What Disney+ Obi-Wan Kenobi series can learn from “The Mandalorian”
The Mandalorian came out blasters blazing, splattering expectations like Jawas in its second episode. “Utinni! Kaboom. With some serious spaghetti western and Mad Max vibes, what can Disney+ take from the hit show to their next Star Wars original centered around Obi-Wan Kenobi?
Here’s what we know about Disney+’s Obi-Wan Kenobi series:
- Lucasfilm announced the show at Disney’s D23 conference, August 23. Filming begins in 2020.
- Ewan McGregor reprises his Star Wars prequel role as Obi-Wan.
- Deborah Chow is directing the show. Credits include The Mandalorian, Mr. Robot, American Gods, and The Man in the High Castle.
- The series is written by Hossein Amini. Credits include Drive, The Alienist, and 47 Ronin.
- Kathleen Kennedy, Tracey Seaward (The Queen) and John Swartz (Rogue One: A Star Wars Story) are the show’s executive producers.
- The show is set six years after Revenge of the Sith, and before A New Hope.
Treating it with love and respect
So far in The Mandalorian five things stand out.
- The lore surrounding Mandalorians and Star Wars is respected.

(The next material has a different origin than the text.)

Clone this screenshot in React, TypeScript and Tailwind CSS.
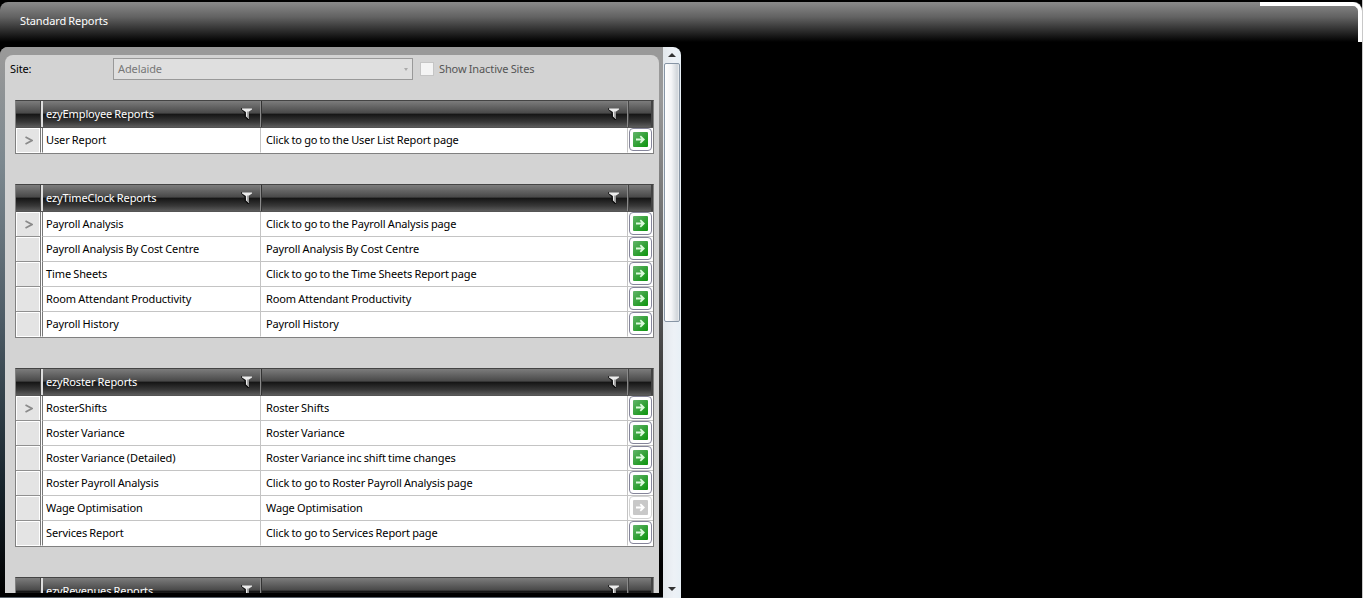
import React from "react";

type Row = { name: string; text: string; off?: boolean };
type Group = { title: string; rows: Row[] };

const groups: Group[] = [
  { title: "ezyEmployee Reports", rows: [{ name: "User Report", text: "Click to go to the User List Report page" }] },
  {
    title: "ezyTimeClock Reports",
    rows: [
      { name: "Payroll Analysis", text: "Click to go to the Payroll Analysis page" },
      { name: "Payroll Analysis By Cost Centre", text: "Payroll Analysis By Cost Centre" },
      { name: "Time Sheets", text: "Click to go to the Time Sheets Report page" },
      { name: "Room Attendant Productivity", text: "Room Attendant Productivity" },
      { name: "Payroll History", text: "Payroll History" },
    ],
  },
  {
    title: "ezyRoster Reports",
    rows: [
      { name: "RosterShifts", text: "Roster Shifts" },
      { name: "Roster Variance", text: "Roster Variance" },
      { name: "Roster Variance (Detailed)", text: "Roster Variance inc shift time changes" },
      { name: "Roster Payroll Analysis", text: "Click to go to Roster Payroll Analysis page" },
      { name: "Wage Optimisation", text: "Wage Optimisation", off: true },
      { name: "Services Report", text: "Click to go to Services Report page" },
    ],
  },
  { title: "ezyRevenues Reports", rows: [] },
];

const glossy = "bg-[linear-gradient(180deg,#7c7c7c_0%,#484848_47%,#141414_50%,#383838_80%,#5c5c5c_100%)]";

function Funnel() {
  return (
    <svg width="12" height="13" viewBox="0 0 12 13" className="shrink-0">
      <path d="M0 1.5L4 5.5v4L7.5 13V5" fill="none" stroke="#111" strokeWidth="1.2" />
      <path d="M1 1.5h10v1L8 4.5v7.5L5 9.5V5L1 2.5z" fill="#ececec" />
      <path d="M6.2 4.5H8V12L6.2 10.5z" fill="#9a9a9a" />
    </svg>
  );
}

function GoButton({ off }: { off?: boolean }) {
  return (
    <button
      className={`flex h-[23px] w-[23px] items-center justify-center rounded-[4px] border bg-white ${off ? "border-[#d2d2d2]" : "border-[#85859a]"}`}
    >
      <svg width="15" height="15" viewBox="0 0 15 15">
        <defs>
          <linearGradient id="go" x1="0" y1="0" x2="1" y2="1">
            <stop offset="0" stopColor="#62b56a" />
            <stop offset="0.5" stopColor="#36a23a" />
            <stop offset="1" stopColor="#0c960c" />
          </linearGradient>
        </defs>
        <rect width="15" height="15" rx="1" fill={off ? "#c8c8c8" : "url(#go)"} />
        <path d="M3 7.5h7.5M7.3 4.2l3.4 3.3l-3.4 3.3" fill="none" stroke={off ? "#fff" : "#dcfadc"} strokeWidth="1.8" />
      </svg>
    </button>
  );
}

function ReportTable({ group }: { group: Group }) {
  return (
    <div className="w-[639px] shrink-0 border border-[#808080] border-t-[#444]">
      <div className={`flex h-[26px] text-white ${glossy}`}>
        <div className="w-[25px] border-r border-[#444]" />
        <div className="flex w-[220px] items-center justify-between border-r border-l-2 border-r-[#8a8a8a] border-l-[#ddd] pr-[7px] pb-px pl-[3px]">
          <span className="pb-px">{group.title}</span>
          <Funnel />
        </div>
        <div className="flex w-[367px] items-center justify-end border-r border-l border-r-[#8a8a8a] border-l-[#333] pr-[7px] pb-px">
          <Funnel />
        </div>
        <div className="flex-1 border-r-2 border-l border-[#444]" />
      </div>
      <div className={group.rows.length ? "border-t border-[#555]" : ""}>
        {group.rows.map((row, i) => (
          <div key={row.name} className="group flex h-[25px] bg-white text-black">
            <div className="flex w-[25px] border-r border-b border-r-[#777] border-b-[#909090] bg-white p-px pb-0 group-last:border-b-white">
              <div className="flex flex-1 items-center justify-center bg-[#e4e4e4] pl-[2px]">
                {i === 0 && (
                  <svg width="8" height="9" viewBox="0 0 8 9">
                    <path d="M0.5 1L7 4.5L0.5 8" fill="none" stroke="#8a8a8a" strokeWidth="1.7" />
                  </svg>
                )}
              </div>
            </div>
            <div className="ml-px flex w-[219px] items-center border-r border-b border-l border-r-[#c4c4c4] border-b-[#c4c4c4] border-l-[#777] pb-px pl-[3px] group-last:border-b-white">
              {row.name}
            </div>
            <div className="flex w-[367px] items-center border-r border-b border-[#c4c4c4] pb-px pl-[5px] group-last:border-b-white">{row.text}</div>
            <div className="flex flex-1 items-start justify-center border-b border-[#c4c4c4] group-last:border-b-white">
              <GoButton off={row.off} />
            </div>
          </div>
        ))}
      </div>
    </div>
  );
}

export default function App() {
  return (
    <div className="flex h-[598px] w-[1363px] flex-col overflow-hidden border-r border-[#c8c8c8] bg-black pt-[2px] font-['Noto_Sans',sans-serif] text-[11px] leading-[15px] tracking-[-0.11px] whitespace-nowrap [word-spacing:-0.5px]">
      <header className="relative flex h-[45px] shrink-0 items-start rounded-t-[8px] bg-[linear-gradient(180deg,#8a8a8a_0px,#626262_15px,#000_40px)] pt-[11px] pl-5 text-white">
        <span>Standard Reports</span>
        <div className="absolute top-0 right-0 h-10 w-[102px] rounded-tr-[9px] border-t-4 border-r-4 border-white" />
      </header>
      <main className="flex h-[551px] w-[681px] overflow-hidden rounded-t-[8px]">
        <section className="flex w-[663px] flex-col border-b border-[#59616a] bg-[linear-gradient(180deg,#999_0%,#000_100%)]">
          <div className="h-2 bg-[#999]" />
          <div className="flex h-[538px]">
            <div className="w-[5px] bg-[linear-gradient(180deg,#999_0%,#7c888f_20%,#4c5a64_50%,#17242c_80%,#000_100%)]" />
            <div className="flex-1 bg-[linear-gradient(180deg,#999_0%,#999_8%,#000_95%)] pr-1">
              <div className="h-[538px] overflow-hidden rounded-t-[8px] bg-[#d3d3d3] pt-[3px]">
                <div className="flex h-[22px] items-center text-black">
                  <span className="w-[108px] pb-px pl-[5px]">Site:</span>
                  <div className="flex h-[22px] w-[300px] items-center justify-between border border-[#999] bg-[#dfdfdf] px-1 text-[#777]">
                    <span className="pb-px">Adelaide</span>
                    <span className="border-x-[2px] border-t-[3px] border-x-transparent border-t-[#aaa]" />
                  </div>
                  <span className="ml-[7px] h-[14px] w-[14px] border border-[#c5c5c5] bg-[#f4f4f4]" />
                  <span className="ml-[5px] pb-px text-[#555]">Show Inactive Sites</span>
                </div>
                <div className="flex flex-col gap-[30px] pt-5 pl-[10px]">
                  {groups.map((g) => (
                    <ReportTable key={g.title} group={g} />
                  ))}
                </div>
              </div>
            </div>
          </div>
          <div className="flex-1 bg-black" />
        </section>
        <aside className="flex w-[18px] flex-col items-center bg-[linear-gradient(90deg,#e3e8ec_0%,#edf1f6_60%,#e8f0f6_100%)]">
          <div className="flex h-4 items-center">
            <span className="border-x-[4px] border-b-[4px] border-x-transparent border-b-[#333]" />
          </div>
          <div className="h-[259px] w-4 rounded-[2px] border border-[#8795a5] bg-[linear-gradient(90deg,#fff_0%,#f4f5f7_45%,#d0d5da_88%,#eef1f4_100%)]" />
          <div className="flex-1" />
          <div className="flex h-[18px] items-center">
            <span className="border-x-[4px] border-t-[4px] border-x-transparent border-t-[#333]" />
          </div>
        </aside>
      </main>
    </div>
  );
}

- The show has no forced or out-of-place comedy.
- The characters are interesting, and their backstories implied rather than delivered via wordy monologues.

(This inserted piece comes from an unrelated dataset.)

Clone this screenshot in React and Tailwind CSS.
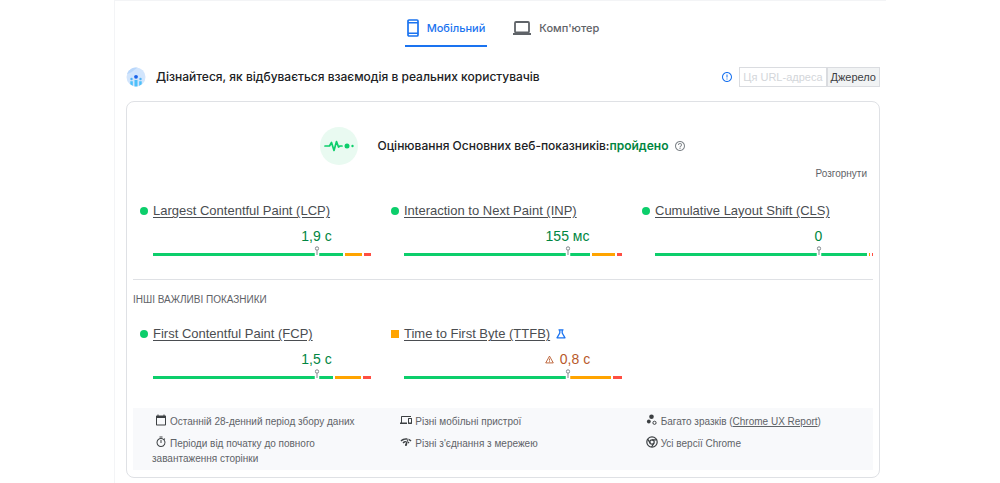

- Episodes have pace and purpose — no meandering.
- Every element looks and sounds perfect.
The question is, will fans have Star Wars fatigue after The Mandalorian? That’s what was alleged for the diminishing interest in The Last Jedi, and Solo: A Star Wars Story.
Star Wars fatigue
The truth is, The Last Jedi split fans, and one half took it out on Solo. There was no fatigue. Just a good old-fashioned protest with consumers making a statement with their wallets. It’s no different from how consumers have made a statement by signing up for Disney+ by the millions.
One thing is certain, though: keeping Star Wars fans full-up on shows is going to keep the Disney+ service on everyone’s lips. There is an economy online built on the back of talking Star Wars. Get it right, and the word-of-mouth is great marketing. Get it wrong, and it’ll rattle the Internet.